7. Artificial Intelligences and Advanced Analytics
Many CDP platforms come equipped with advanced analytics features, typically powered by AI, that give marketers an easy way to visualize, predict, and activate on customer behavior in near real time. Predictive analytics uses data, algorithms, and machine learning techniques to assign predictive scores to various user segments based on historical data – which can be used to determine next-best action, recommendations, or forecasting demand.
8. Marketing Automation
CDPs improve the efficacy and efficiency of your marketing operations. Marketing automation can typically make time-consuming activities like lead qualification and campaign creation much less onerous.
Some CDPs provide advanced artificial intelligence (AI) and machine learning (ML) tools to assist in automating marketing tasks. This could include next-best action recommendations, real-time campaign activations, and customer journey orchestration capabilities.
9. Improving Operational Efficiency
All industries are seeing budgets under increasing scrutiny. It is imperative that you are able to track the impact of your marketing spend, and forecast demand to meet consumers’ needs accurately. You need to know your return on investment, so you can allocate spend accordingly through each channel.
A strong customer data foundation foundation forms part of the blueprint for accurate attribution. This enables your business to track the impact of marketing efforts.

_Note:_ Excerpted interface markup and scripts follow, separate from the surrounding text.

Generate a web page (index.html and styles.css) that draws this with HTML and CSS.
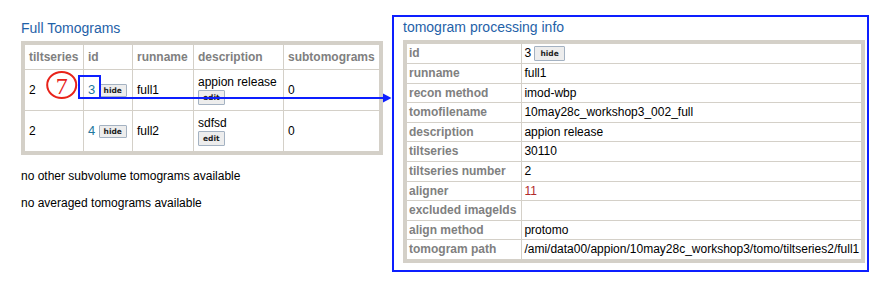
FILE: index.html
```html
<!DOCTYPE html>
<html lang="en">

<head>
    <meta charset="UTF-8">
    <title>Tomograms</title>
    <link rel="stylesheet" href="styles.css">
</head>

<body>
    <div class="page">
        <div class="left-col">
            <h2 class="title">Full Tomograms</h2>
            <table class="tomo-table">
                <tr>
                    <th class="c-tilt">tiltseries</th>
                    <th class="c-id">id</th>
                    <th class="c-run">runname</th>
                    <th class="c-desc">description</th>
                    <th class="c-sub">subtomograms</th>
                </tr>
                <tr>
                    <td>2</td>
                    <td><a class="id-link" href="#">3</a> <button class="small-btn">hide</button></td>
                    <td>full1</td>
                    <td class="desc">appion release<br><button class="small-btn">edit</button></td>
                    <td>0</td>
                </tr>
                <tr>
                    <td>2</td>
                    <td><a class="id-link" href="#">4</a> <button class="small-btn">hide</button></td>
                    <td>full2</td>
                    <td class="desc">sdfsd<br><button class="small-btn">edit</button></td>
                    <td>0</td>
                </tr>
            </table>
            <p class="note">no other subvolume tomograms available</p>
            <p class="note">no averaged tomograms available</p>
        </div>

        <div class="info-box">
            <h2 class="title">tomogram processing info</h2>
            <table class="info-table">
                <tr><th>id</th><td class="id-val">3 <button class="small-btn big">hide</button></td></tr>
                <tr><th>runname</th><td>full1</td></tr>
                <tr><th>recon method</th><td>imod-wbp</td></tr>
                <tr><th>tomofilename</th><td>10may28c_workshop3_002_full</td></tr>
                <tr><th>description</th><td>appion release</td></tr>
                <tr><th>tiltseries</th><td>30110</td></tr>
                <tr><th>tiltseries number</th><td>2</td></tr>
                <tr><th>aligner</th><td class="aligner">11</td></tr>
                <tr><th>excluded imageIds</th><td></td></tr>
                <tr><th>align method</th><td>protomo</td></tr>
                <tr><th>tomogram path</th><td>/ami/data00/appion/10may28c_workshop3/tomo/tiltseries2/full1</td></tr>
            </table>
        </div>
    </div>

    <svg class="marks" width="886" height="287" viewBox="0 0 886 287">
        <ellipse cx="61.7" cy="85" rx="14.5" ry="13" fill="none" stroke="#e8231a" stroke-width="2" />
        <text x="61.7" y="93.5" text-anchor="middle" class="mark-num">7</text>
        <rect x="79" y="76" width="21" height="22" fill="none" stroke="#0d1fff" stroke-width="2" />
        <line x1="100" y1="98" x2="385" y2="98" stroke="#0d1fff" stroke-width="2" />
        <polygon points="383,93.5 391.5,98 383,102.5" fill="#0d1fff" />
    </svg>
</body>

</html>
```

FILE: styles.css
```css
body {
    margin: 0;
    font-family: "Liberation Sans", Arial, sans-serif;
    font-size: 12px;
    color: #000;
    background: #fff;
    position: relative;
}

.page {
    display: flex;
    align-items: flex-start;
    padding: 15px 0 0 21px;
}

.left-col {
    width: 362px;
    padding-top: 5px;
}

.title {
    margin: 0 0 4px 0;
    font-size: 14px;
    line-height: 17px;
    font-weight: normal;
    color: #1f62a8;
}

.tomo-table,
.info-table {
    border-collapse: collapse;
    border: 4px solid #d4d0c8;
}

.tomo-table {
    width: 362px;
}

.tomo-table th,
.tomo-table td,
.info-table th,
.info-table td {
    border: 1px solid #d4d0c8;
    text-align: left;
}

.tomo-table th {
    padding: 5px 4px 5px;
    line-height: 14px;
    color: #808080;
    font-weight: bold;
}

.tomo-table td {
    padding: 5px 4px 5px;
    line-height: 14px;
    vertical-align: middle;
}

.c-tilt { width: 50px; }
.c-id { width: 40px; }
.c-run { width: 52px; }
.c-desc { width: 81px; }

.id-link {
    color: #23789e;
    text-decoration: none;
    font-size: 13px;
}

.small-btn {
    font-family: "DejaVu Sans", sans-serif;
    font-size: 7.5px;
    font-weight: bold;
    color: #222;
    background: #ededed;
    border: 1px solid #a4b2c2;
    border-radius: 1px;
    padding: 1px 4px;
    line-height: 9px;
    margin: 0;
    vertical-align: middle;
}

.desc .small-btn {
    margin-top: 1px;
    padding: 2px 4px;
}

.small-btn.big {
    padding: 2px 5px;
    vertical-align: top;
}

.note {
    margin: 14px 0 0;
    line-height: 14px;
}

.note + .note {
    margin-top: 13px;
}

.info-box {
    margin-left: 9px;
    border: 2px solid #0d1fff;
    padding: 2px 7px 7px 9px;
    width: 457px;
}

.info-table {
    width: 457px;
}

.info-table th,
.info-table td {
    padding: 2px;
    line-height: 14.6px;
}

.info-table th {
    padding-right: 5px;
    color: #808080;
    font-weight: bold;
    white-space: nowrap;
    width: 1%;
}

.id-val {
    vertical-align: top;
}

.aligner {
    color: #b02a2a;
}

.marks {
    position: absolute;
    top: 0;
    left: 0;
    pointer-events: none;
}

.mark-num {
    font-family: "Liberation Serif", serif;
    font-size: 24px;
    fill: #e8231a;
}
```
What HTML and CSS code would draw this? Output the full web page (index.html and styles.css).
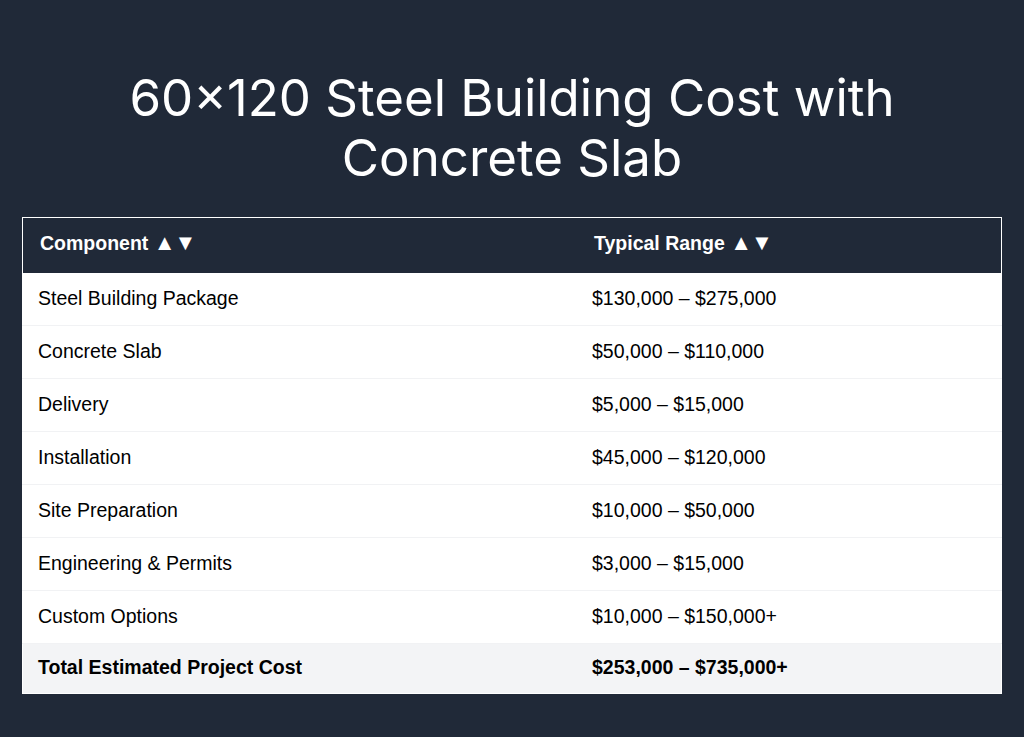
FILE: index.html
```html
<!DOCTYPE html>
<html lang="en">
<head>
    <meta charset="UTF-8">
    <meta name="viewport" content="width=device-width, initial-scale=1.0">
    <title>60×120 Steel Building Cost with Concrete Slab</title>
    <link rel="stylesheet" href="styles.css">
</head>
<body>
    <div class="container">
        <h1>60×120 Steel Building Cost with<br>Concrete Slab</h1>
        <table class="cost-table">
            <thead>
                <tr>
                    <th class="col-component">Component <span class="sort">▲▼</span></th>
                    <th>Typical Range <span class="sort">▲▼</span></th>
                </tr>
            </thead>
            <tbody>
                <tr><td>Steel Building Package</td><td>$130,000 – $275,000</td></tr>
                <tr><td>Concrete Slab</td><td>$50,000 – $110,000</td></tr>
                <tr><td>Delivery</td><td>$5,000 – $15,000</td></tr>
                <tr><td>Installation</td><td>$45,000 – $120,000</td></tr>
                <tr><td>Site Preparation</td><td>$10,000 – $50,000</td></tr>
                <tr><td>Engineering &amp; Permits</td><td>$3,000 – $15,000</td></tr>
                <tr><td>Custom Options</td><td>$10,000 – $150,000+</td></tr>
                <tr class="total-row"><td>Total Estimated Project Cost</td><td>$253,000 – $735,000+</td></tr>
            </tbody>
        </table>
    </div>
</body>
</html>
```

FILE: styles.css
```css
body {
    margin: 0;
    padding: 0;
    background: #202938;
    font-family: "Liberation Sans", Arial, sans-serif;
    min-height: 100vh;
}
.container {
    padding: 68px 22px 0;
}
h1 {
    font-family: Inter, "Noto Sans", sans-serif;
    font-weight: 400;
    font-size: 51px;
    line-height: 60px;
    color: #fff;
    text-align: center;
    margin: 0 0 29px;
}
.cost-table {
    width: 100%;
    border-collapse: collapse;
    border: 1px solid #fff;
    background: #fff;
}
.cost-table th {
    background: #202938;
    color: #fff;
    font-size: 19.5px;
    font-weight: bold;
    text-align: left;
    height: 49px;
    padding: 0 17px 6px;
}
.cost-table th.col-component {
    width: 520px;
}
.sort {
    font-size: 22px;
    letter-spacing: -1px;
}
.cost-table td {
    font-size: 19.5px;
    color: #000;
    height: 50px;
    padding: 0 15px 2px;
    border-bottom: 1px solid #f1f2f4;
}
.total-row td {
    background: #f3f4f6;
    font-weight: bold;
    border-bottom: none;
    height: 47px;
}
```
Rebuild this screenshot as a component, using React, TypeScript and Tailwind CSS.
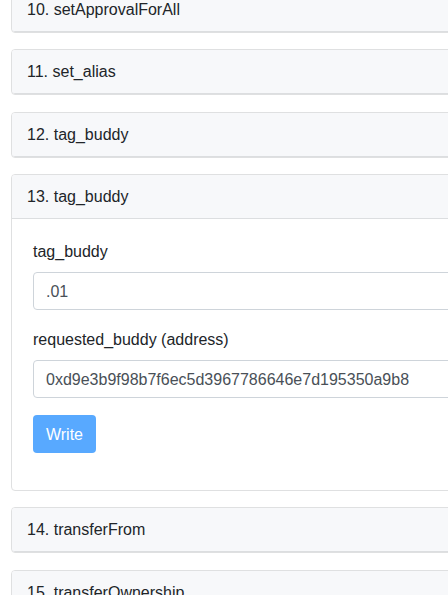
import React from 'react';

const font = { fontFamily: '"Liberation Sans", Arial, sans-serif' };

const collapsed = [
  '10. setApprovalForAll',
  '11. set_alias',
  '12. tag_buddy',
];

const after = ['14. transferFrom', '15. transferOwnership'];

const Header = ({ title, open }: { title: string; open?: boolean }) => (
  <div
    className={`bg-[#f7f8fa] px-[15px] py-[10px] text-[16px] leading-[23px] text-[#212529] border-b border-[#dcdee0] ${
      open ? '' : 'rounded-b-[3px]'
    }`}
  >
    {title}
  </div>
);

const Field = ({ label, value }: { label: string; value: string }) => (
  <div className="mb-[17px]">
    <label className="block mb-2 pt-px text-[16px] leading-[24px] text-[#212529]">{label}</label>
    <input
      readOnly
      value={value}
      className="block w-full h-[38px] px-3 pt-[2px] border border-[#ced4da] rounded-[4px] text-[16px] text-[#495057] bg-white outline-none"
      style={font}
    />
  </div>
);

export default function App() {
  return (
    <div className="w-[448px] h-[595px] overflow-hidden bg-white" style={font}>
      <div className="w-[480px] pl-[11px] -mt-[13.5px]">
        {collapsed.map((t) => (
          <div key={t} className="mb-[16.5px] border border-[#dfe0e1] rounded-[4px] overflow-hidden">
            <Header title={t} />
          </div>
        ))}

        <div className="mb-[16.5px] border border-[#dfe0e1] rounded-[4px] overflow-hidden bg-white">
          <Header title="13. tag_buddy" open />
          <div className="px-[21px] pt-[20px] pb-[19.5px]">
            <Field label="tag_buddy" value=".01" />
            <Field label="requested_buddy (address)" value="0xd9e3b9f98b7f6ec5d3967786646e7d195350a9b8" />
            <div className="mb-[17px]">
              <button
                disabled
                className="w-[63px] h-[38px] pt-[2px] rounded-[4px] bg-[#58a9ff] text-white text-[16px] leading-[24px]"
                style={font}
              >
                Write
              </button>
            </div>
          </div>
        </div>

        {after.map((t) => (
          <div key={t} className="mb-[16.5px] border border-[#dfe0e1] rounded-[4px] overflow-hidden">
            <Header title={t} />
          </div>
        ))}
      </div>
    </div>
  );
}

And, if it is being tracked accurately, it makes forecasting more effective – which essentially means you can do more with less.
CDP Use Cases and the CDP RFP Process
Defining your primary CDP use cases will give you the information you need to do proper due diligence when evaluating customer data platform vendors.
While there are several popular use cases that CDPs deliver, starting with a pilot use case can help set your business up for success, and prove value across the business. Customer data platforms are extremely broad in application and can be used in dozens of ways. It all depends on what your needs are.